▶ **ENTRIES SUPPLIED**
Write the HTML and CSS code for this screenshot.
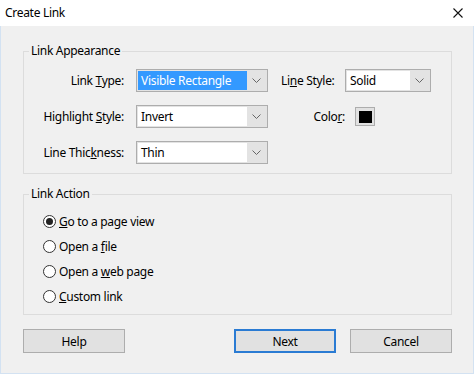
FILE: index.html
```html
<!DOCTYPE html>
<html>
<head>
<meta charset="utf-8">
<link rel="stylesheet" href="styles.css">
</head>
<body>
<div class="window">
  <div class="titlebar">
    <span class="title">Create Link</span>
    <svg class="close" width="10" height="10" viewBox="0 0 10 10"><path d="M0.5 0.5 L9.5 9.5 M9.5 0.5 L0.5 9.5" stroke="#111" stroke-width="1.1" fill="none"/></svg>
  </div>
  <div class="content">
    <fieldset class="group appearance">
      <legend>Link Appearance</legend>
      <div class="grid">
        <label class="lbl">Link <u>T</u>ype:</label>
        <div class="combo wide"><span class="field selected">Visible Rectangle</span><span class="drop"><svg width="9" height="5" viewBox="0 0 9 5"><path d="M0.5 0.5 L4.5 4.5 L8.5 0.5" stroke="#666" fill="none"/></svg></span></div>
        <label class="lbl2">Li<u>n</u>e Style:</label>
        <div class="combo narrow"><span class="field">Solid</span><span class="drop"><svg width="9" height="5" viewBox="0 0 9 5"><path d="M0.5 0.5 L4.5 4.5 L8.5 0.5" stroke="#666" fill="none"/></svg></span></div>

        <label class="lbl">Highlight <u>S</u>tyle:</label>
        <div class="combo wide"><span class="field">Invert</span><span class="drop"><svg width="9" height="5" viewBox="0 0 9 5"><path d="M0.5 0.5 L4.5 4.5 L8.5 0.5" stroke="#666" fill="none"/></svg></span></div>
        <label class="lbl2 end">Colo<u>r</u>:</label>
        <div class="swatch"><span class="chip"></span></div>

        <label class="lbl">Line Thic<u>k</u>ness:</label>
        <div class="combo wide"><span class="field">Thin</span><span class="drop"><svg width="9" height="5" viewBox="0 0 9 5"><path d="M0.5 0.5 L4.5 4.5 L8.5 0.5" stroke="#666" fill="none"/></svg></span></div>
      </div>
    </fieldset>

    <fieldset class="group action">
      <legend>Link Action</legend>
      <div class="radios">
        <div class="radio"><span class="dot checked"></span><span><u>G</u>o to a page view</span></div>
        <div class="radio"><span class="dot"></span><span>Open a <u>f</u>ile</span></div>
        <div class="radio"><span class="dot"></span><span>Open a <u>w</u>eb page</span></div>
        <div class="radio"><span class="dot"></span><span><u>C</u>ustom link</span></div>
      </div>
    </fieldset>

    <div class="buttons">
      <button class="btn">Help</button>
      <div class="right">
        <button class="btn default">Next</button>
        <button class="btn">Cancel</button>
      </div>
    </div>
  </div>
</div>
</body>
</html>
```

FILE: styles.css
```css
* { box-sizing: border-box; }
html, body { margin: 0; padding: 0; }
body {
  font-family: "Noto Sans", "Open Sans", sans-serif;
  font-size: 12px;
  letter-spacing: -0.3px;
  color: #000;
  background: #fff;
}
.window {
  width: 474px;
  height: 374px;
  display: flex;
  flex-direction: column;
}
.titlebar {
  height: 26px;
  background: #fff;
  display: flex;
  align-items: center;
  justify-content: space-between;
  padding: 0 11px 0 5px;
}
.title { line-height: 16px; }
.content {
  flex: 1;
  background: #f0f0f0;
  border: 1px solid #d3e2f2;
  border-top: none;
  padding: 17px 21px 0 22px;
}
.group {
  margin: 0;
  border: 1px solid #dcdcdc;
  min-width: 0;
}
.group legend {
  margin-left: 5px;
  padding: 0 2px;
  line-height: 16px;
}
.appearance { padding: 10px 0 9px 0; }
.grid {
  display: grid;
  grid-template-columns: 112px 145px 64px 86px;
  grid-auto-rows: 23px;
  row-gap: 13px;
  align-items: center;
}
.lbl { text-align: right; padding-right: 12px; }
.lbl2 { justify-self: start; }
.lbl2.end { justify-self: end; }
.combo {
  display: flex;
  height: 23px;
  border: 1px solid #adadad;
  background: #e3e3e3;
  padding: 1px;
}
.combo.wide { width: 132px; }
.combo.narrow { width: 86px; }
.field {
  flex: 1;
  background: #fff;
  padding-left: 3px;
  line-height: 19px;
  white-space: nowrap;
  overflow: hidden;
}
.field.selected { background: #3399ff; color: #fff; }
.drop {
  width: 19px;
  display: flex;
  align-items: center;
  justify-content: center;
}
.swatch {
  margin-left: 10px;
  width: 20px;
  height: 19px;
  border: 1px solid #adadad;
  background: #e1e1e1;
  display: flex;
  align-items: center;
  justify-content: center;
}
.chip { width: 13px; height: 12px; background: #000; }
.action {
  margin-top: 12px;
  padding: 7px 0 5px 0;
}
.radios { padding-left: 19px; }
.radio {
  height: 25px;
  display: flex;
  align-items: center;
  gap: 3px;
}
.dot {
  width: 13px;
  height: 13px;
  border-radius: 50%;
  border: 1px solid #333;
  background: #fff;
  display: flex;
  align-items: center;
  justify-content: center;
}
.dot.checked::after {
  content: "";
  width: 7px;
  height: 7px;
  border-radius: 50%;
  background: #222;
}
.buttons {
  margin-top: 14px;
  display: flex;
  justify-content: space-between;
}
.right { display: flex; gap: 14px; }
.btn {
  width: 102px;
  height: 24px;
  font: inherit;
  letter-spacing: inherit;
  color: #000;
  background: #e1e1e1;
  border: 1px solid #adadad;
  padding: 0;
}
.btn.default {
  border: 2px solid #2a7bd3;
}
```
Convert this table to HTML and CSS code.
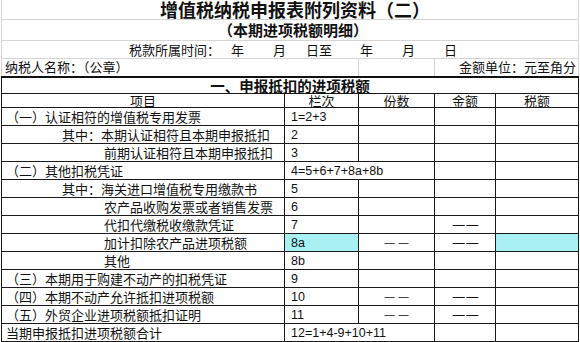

▶ **GOAL OF THE EXERCISE**
Reproduce the whole listing exactly, but not the images in it.

▶ **WORKED ANSWER**
Write the HTML and CSS code for this screenshot.
FILE: index.html
```html
<!DOCTYPE html>
<html>
<head>
<meta charset="utf-8">
<link rel="stylesheet" href="styles.css">
</head>
<body>
<div class="window">
  <div class="titlebar">
    <span class="title">Create Link</span>
    <svg class="close" width="10" height="10" viewBox="0 0 10 10"><path d="M0.5 0.5 L9.5 9.5 M9.5 0.5 L0.5 9.5" stroke="#111" stroke-width="1.1" fill="none"/></svg>
  </div>
  <div class="content">
    <fieldset class="group appearance">
      <legend>Link Appearance</legend>
      <div class="grid">
        <label class="lbl">Link <u>T</u>ype:</label>
        <div class="combo wide"><span class="field selected">Visible Rectangle</span><span class="drop"><svg width="9" height="5" viewBox="0 0 9 5"><path d="M0.5 0.5 L4.5 4.5 L8.5 0.5" stroke="#666" fill="none"/></svg></span></div>
        <label class="lbl2">Li<u>n</u>e Style:</label>
        <div class="combo narrow"><span class="field">Solid</span><span class="drop"><svg width="9" height="5" viewBox="0 0 9 5"><path d="M0.5 0.5 L4.5 4.5 L8.5 0.5" stroke="#666" fill="none"/></svg></span></div>

        <label class="lbl">Highlight <u>S</u>tyle:</label>
        <div class="combo wide"><span class="field">Invert</span><span class="drop"><svg width="9" height="5" viewBox="0 0 9 5"><path d="M0.5 0.5 L4.5 4.5 L8.5 0.5" stroke="#666" fill="none"/></svg></span></div>
        <label class="lbl2 end">Colo<u>r</u>:</label>
        <div class="swatch"><span class="chip"></span></div>

        <label class="lbl">Line Thic<u>k</u>ness:</label>
        <div class="combo wide"><span class="field">Thin</span><span class="drop"><svg width="9" height="5" viewBox="0 0 9 5"><path d="M0.5 0.5 L4.5 4.5 L8.5 0.5" stroke="#666" fill="none"/></svg></span></div>
      </div>
    </fieldset>

    <fieldset class="group action">
      <legend>Link Action</legend>
      <div class="radios">
        <div class="radio"><span class="dot checked"></span><span><u>G</u>o to a page view</span></div>
        <div class="radio"><span class="dot"></span><span>Open a <u>f</u>ile</span></div>
        <div class="radio"><span class="dot"></span><span>Open a <u>w</u>eb page</span></div>
        <div class="radio"><span class="dot"></span><span><u>C</u>ustom link</span></div>
      </div>
    </fieldset>

    <div class="buttons">
      <button class="btn">Help</button>
      <div class="right">
        <button class="btn default">Next</button>
        <button class="btn">Cancel</button>
      </div>
    </div>
  </div>
</div>
</body>
</html>
```

FILE: styles.css
```css
* { box-sizing: border-box; }
html, body { margin: 0; padding: 0; }
body {
  font-family: "Noto Sans", "Open Sans", sans-serif;
  font-size: 12px;
  letter-spacing: -0.3px;
  color: #000;
  background: #fff;
}
.window {
  width: 474px;
  height: 374px;
  display: flex;
  flex-direction: column;
}
.titlebar {
  height: 26px;
  background: #fff;
  display: flex;
  align-items: center;
  justify-content: space-between;
  padding: 0 11px 0 5px;
}
.title { line-height: 16px; }
.content {
  flex: 1;
  background: #f0f0f0;
  border: 1px solid #d3e2f2;
  border-top: none;
  padding: 17px 21px 0 22px;
}
.group {
  margin: 0;
  border: 1px solid #dcdcdc;
  min-width: 0;
}
.group legend {
  margin-left: 5px;
  padding: 0 2px;
  line-height: 16px;
}
.appearance { padding: 10px 0 9px 0; }
.grid {
  display: grid;
  grid-template-columns: 112px 145px 64px 86px;
  grid-auto-rows: 23px;
  row-gap: 13px;
  align-items: center;
}
.lbl { text-align: right; padding-right: 12px; }
.lbl2 { justify-self: start; }
.lbl2.end { justify-self: end; }
.combo {
  display: flex;
  height: 23px;
  border: 1px solid #adadad;
  background: #e3e3e3;
  padding: 1px;
}
.combo.wide { width: 132px; }
.combo.narrow { width: 86px; }
.field {
  flex: 1;
  background: #fff;
  padding-left: 3px;
  line-height: 19px;
  white-space: nowrap;
  overflow: hidden;
}
.field.selected { background: #3399ff; color: #fff; }
.drop {
  width: 19px;
  display: flex;
  align-items: center;
  justify-content: center;
}
.swatch {
  margin-left: 10px;
  width: 20px;
  height: 19px;
  border: 1px solid #adadad;
  background: #e1e1e1;
  display: flex;
  align-items: center;
  justify-content: center;
}
.chip { width: 13px; height: 12px; background: #000; }
.action {
  margin-top: 12px;
  padding: 7px 0 5px 0;
}
.radios { padding-left: 19px; }
.radio {
  height: 25px;
  display: flex;
  align-items: center;
  gap: 3px;
}
.dot {
  width: 13px;
  height: 13px;
  border-radius: 50%;
  border: 1px solid #333;
  background: #fff;
  display: flex;
  align-items: center;
  justify-content: center;
}
.dot.checked::after {
  content: "";
  width: 7px;
  height: 7px;
  border-radius: 50%;
  background: #222;
}
.buttons {
  margin-top: 14px;
  display: flex;
  justify-content: space-between;
}
.right { display: flex; gap: 14px; }
.btn {
  width: 102px;
  height: 24px;
  font: inherit;
  letter-spacing: inherit;
  color: #000;
  background: #e1e1e1;
  border: 1px solid #adadad;
  padding: 0;
}
.btn.default {
  border: 2px solid #2a7bd3;
}
```
Convert this table to HTML and CSS code.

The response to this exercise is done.